Start of Data lines

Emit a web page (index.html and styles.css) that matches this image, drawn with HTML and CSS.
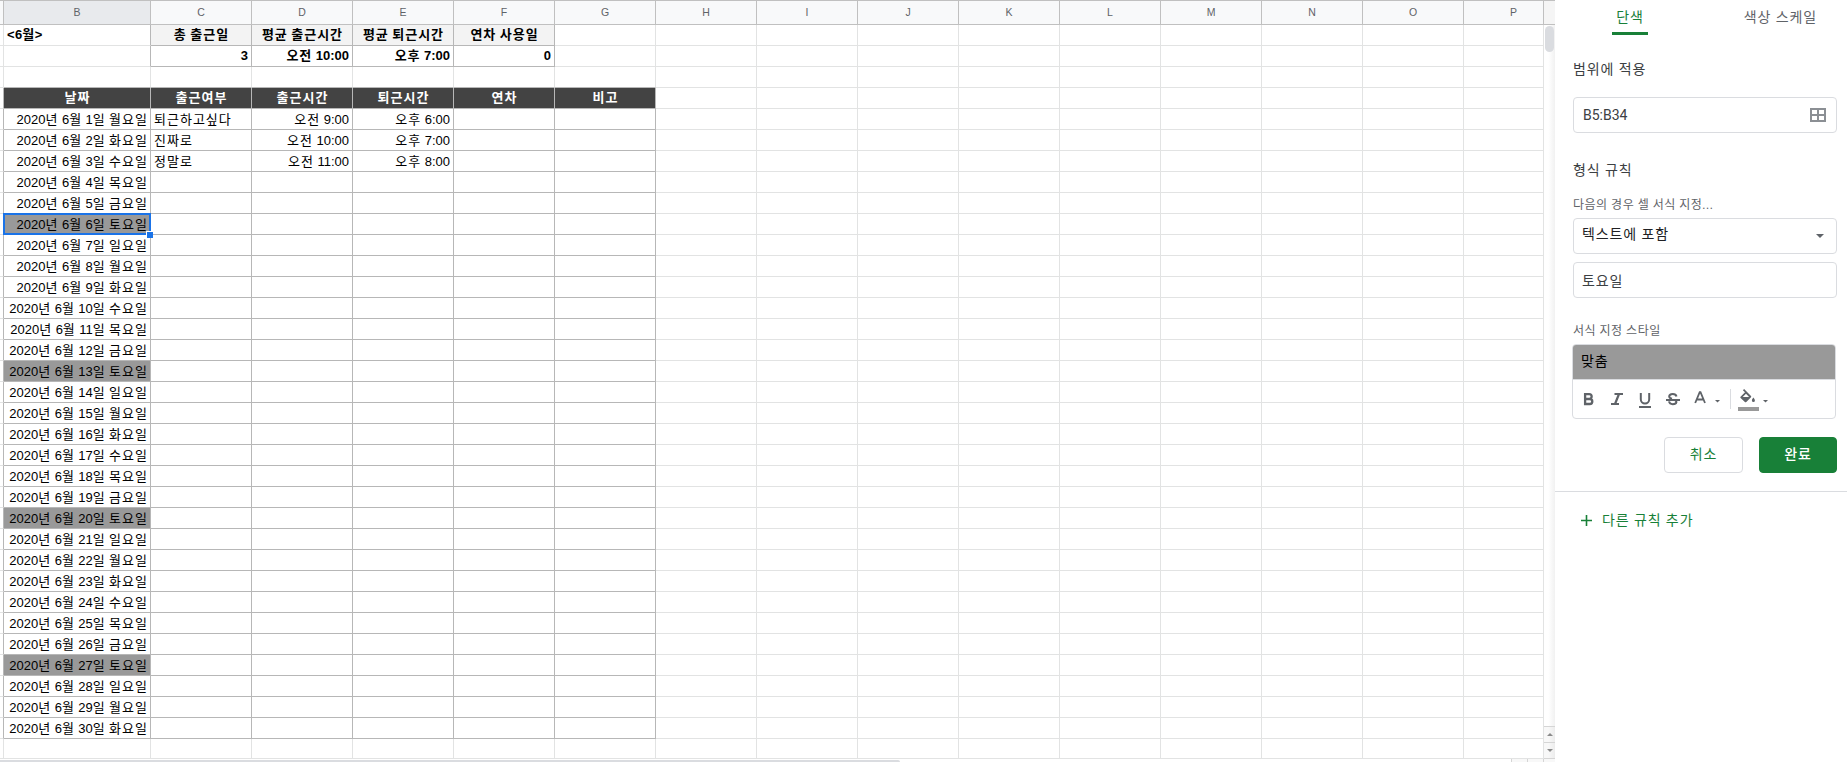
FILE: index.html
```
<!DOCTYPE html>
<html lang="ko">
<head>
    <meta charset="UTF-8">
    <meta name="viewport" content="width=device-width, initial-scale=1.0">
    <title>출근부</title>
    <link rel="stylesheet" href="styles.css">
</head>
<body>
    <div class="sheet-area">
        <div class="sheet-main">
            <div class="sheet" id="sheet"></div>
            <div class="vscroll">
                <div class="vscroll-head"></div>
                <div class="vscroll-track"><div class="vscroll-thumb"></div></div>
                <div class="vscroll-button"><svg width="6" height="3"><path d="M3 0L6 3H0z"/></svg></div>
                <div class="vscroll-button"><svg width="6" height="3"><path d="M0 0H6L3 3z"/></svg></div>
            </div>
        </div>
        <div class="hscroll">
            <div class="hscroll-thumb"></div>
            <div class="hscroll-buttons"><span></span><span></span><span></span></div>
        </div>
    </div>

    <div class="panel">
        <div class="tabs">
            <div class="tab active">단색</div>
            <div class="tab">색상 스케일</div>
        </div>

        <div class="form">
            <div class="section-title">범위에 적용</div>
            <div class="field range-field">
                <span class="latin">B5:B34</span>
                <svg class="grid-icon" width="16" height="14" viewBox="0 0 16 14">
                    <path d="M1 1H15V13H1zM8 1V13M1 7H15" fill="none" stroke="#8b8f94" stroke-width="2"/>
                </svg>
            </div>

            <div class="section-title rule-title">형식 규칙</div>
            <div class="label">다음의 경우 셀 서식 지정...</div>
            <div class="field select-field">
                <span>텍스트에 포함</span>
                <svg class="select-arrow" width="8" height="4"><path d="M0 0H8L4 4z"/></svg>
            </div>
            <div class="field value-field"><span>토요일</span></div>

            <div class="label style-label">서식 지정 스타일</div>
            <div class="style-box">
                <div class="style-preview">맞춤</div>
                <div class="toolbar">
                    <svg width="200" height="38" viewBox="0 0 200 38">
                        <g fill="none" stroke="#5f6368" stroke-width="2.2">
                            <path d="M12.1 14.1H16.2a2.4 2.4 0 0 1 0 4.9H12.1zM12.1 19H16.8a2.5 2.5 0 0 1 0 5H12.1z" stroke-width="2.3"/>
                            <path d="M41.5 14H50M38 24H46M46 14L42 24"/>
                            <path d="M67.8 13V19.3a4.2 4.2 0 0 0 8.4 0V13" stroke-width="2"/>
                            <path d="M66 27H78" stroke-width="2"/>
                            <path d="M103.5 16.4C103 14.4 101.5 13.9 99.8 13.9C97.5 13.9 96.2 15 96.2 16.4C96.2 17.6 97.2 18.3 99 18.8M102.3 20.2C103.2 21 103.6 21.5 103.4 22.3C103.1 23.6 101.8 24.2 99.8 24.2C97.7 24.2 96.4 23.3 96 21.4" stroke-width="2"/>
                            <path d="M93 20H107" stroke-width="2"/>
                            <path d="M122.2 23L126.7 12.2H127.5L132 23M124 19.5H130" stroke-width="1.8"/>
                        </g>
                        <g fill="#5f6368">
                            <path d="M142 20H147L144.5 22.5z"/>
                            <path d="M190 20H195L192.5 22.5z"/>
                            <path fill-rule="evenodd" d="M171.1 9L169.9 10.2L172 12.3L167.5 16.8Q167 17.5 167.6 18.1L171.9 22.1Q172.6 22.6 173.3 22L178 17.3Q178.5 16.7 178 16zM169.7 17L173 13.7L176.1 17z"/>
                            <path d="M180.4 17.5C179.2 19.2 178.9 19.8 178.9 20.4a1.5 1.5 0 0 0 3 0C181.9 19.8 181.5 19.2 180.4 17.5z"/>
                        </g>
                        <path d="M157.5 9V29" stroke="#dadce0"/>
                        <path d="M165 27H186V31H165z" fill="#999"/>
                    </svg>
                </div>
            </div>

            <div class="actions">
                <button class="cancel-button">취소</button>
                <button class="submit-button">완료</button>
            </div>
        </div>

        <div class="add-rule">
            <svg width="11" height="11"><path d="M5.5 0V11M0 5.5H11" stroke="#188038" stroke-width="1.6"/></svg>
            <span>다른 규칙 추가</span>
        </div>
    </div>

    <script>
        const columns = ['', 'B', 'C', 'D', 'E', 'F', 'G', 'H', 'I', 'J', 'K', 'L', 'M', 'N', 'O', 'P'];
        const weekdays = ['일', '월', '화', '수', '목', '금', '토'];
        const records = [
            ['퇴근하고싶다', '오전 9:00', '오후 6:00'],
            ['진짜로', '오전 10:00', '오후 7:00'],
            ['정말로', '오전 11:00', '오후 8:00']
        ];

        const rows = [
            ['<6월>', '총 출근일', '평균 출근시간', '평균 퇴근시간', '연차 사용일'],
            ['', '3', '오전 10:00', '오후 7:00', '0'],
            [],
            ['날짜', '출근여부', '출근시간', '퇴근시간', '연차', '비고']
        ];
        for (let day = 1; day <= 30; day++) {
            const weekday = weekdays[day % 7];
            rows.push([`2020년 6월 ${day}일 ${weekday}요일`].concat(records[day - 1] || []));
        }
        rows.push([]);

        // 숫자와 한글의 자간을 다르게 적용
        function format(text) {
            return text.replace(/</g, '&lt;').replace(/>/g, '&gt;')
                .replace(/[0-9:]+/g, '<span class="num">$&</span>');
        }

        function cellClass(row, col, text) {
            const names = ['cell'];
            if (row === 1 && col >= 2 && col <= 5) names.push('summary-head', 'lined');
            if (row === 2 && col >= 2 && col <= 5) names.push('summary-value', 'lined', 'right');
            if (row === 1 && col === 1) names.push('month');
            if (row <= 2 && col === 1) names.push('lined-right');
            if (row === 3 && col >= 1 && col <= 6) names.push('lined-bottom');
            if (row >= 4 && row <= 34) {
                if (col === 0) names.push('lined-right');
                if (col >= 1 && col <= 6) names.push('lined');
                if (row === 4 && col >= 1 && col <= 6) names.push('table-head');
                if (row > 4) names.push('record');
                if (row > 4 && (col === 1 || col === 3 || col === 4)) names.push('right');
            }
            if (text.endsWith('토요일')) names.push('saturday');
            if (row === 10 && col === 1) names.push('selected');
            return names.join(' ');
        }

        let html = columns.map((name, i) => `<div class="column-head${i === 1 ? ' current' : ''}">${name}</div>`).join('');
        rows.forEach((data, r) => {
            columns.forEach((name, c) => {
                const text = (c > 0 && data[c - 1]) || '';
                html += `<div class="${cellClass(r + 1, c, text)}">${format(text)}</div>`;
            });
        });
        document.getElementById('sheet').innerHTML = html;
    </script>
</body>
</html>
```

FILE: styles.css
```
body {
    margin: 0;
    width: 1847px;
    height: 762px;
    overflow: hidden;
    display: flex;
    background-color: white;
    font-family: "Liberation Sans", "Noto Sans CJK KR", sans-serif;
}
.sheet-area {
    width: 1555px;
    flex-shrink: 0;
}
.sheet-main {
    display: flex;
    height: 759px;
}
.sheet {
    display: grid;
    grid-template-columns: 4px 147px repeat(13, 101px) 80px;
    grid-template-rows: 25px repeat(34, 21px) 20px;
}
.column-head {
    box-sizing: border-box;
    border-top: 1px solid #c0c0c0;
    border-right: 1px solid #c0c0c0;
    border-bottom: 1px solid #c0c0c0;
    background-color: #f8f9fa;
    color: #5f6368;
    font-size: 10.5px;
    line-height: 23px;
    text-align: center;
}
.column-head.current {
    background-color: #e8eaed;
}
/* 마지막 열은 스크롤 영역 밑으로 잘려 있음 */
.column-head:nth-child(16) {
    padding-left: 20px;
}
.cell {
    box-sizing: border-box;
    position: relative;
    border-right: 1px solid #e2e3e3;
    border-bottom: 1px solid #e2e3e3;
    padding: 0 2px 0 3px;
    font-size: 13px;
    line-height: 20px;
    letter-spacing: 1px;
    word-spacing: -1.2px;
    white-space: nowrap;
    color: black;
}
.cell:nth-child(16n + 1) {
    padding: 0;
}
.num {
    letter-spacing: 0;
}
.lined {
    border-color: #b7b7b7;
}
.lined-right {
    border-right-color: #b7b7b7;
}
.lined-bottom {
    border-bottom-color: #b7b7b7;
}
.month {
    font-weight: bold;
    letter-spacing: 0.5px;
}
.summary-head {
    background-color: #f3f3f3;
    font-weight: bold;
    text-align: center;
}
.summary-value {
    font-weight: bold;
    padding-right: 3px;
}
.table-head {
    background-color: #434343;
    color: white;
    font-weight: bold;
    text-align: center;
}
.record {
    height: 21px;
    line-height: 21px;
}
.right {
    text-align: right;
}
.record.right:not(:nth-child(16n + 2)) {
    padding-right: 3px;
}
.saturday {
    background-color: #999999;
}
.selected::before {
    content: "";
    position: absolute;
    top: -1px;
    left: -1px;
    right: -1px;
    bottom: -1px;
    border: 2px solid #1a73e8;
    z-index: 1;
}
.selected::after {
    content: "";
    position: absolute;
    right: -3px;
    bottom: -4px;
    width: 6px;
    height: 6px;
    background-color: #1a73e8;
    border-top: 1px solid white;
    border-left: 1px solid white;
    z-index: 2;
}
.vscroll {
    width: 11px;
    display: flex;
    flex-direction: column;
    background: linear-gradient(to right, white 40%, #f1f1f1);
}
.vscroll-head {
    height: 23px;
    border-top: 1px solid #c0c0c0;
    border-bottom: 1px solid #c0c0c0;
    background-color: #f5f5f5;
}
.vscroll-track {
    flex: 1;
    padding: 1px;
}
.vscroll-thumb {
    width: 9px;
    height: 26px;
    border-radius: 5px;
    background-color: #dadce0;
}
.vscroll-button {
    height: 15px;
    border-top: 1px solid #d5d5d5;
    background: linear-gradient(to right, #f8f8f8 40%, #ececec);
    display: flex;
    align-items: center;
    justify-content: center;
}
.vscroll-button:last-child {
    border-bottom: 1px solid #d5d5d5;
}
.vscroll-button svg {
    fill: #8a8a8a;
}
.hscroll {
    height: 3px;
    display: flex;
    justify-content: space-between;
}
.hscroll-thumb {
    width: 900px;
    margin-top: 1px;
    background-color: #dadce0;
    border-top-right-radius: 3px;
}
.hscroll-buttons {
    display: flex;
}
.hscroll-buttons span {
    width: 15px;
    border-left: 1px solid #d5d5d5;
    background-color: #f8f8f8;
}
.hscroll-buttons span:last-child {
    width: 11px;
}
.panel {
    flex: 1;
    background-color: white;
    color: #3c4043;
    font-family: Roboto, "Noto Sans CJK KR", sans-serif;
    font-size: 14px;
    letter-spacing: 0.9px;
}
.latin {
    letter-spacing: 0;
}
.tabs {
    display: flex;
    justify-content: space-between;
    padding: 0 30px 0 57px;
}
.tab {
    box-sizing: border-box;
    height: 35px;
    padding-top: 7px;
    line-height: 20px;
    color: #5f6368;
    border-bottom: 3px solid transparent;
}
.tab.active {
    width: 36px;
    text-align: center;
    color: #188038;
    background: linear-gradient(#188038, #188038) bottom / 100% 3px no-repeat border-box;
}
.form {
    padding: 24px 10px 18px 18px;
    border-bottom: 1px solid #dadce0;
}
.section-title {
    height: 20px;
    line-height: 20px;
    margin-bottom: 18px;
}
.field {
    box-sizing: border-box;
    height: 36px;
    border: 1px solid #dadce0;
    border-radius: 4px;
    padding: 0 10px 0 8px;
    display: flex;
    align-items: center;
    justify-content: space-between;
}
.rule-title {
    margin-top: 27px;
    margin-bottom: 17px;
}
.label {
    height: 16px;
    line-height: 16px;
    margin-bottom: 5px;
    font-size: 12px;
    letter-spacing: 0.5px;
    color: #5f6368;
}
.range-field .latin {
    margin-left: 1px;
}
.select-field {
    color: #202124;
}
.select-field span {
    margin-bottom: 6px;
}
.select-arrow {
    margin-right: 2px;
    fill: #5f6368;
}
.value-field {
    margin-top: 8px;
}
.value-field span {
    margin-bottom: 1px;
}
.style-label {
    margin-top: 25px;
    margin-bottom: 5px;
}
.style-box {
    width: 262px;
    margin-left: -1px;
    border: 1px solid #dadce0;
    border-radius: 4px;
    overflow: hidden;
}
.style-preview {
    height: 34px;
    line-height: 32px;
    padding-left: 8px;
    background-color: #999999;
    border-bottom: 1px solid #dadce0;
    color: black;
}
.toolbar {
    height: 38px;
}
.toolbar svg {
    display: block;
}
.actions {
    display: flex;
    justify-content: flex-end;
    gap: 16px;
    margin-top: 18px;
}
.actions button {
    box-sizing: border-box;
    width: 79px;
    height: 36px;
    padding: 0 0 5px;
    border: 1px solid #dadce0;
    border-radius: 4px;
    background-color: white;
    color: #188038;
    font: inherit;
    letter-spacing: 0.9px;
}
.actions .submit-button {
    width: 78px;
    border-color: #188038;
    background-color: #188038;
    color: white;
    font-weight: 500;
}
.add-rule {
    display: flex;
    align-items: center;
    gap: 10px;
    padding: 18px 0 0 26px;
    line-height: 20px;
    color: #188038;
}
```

End of Data lines

__What you are asked to do__
Locate the lines above that contain "index" and copy them.

__Solution below__
Emit a web page (index.html and styles.css) that matches this image, drawn with HTML and CSS.
FILE: index.html
    z-index: 1;
    z-index: 2;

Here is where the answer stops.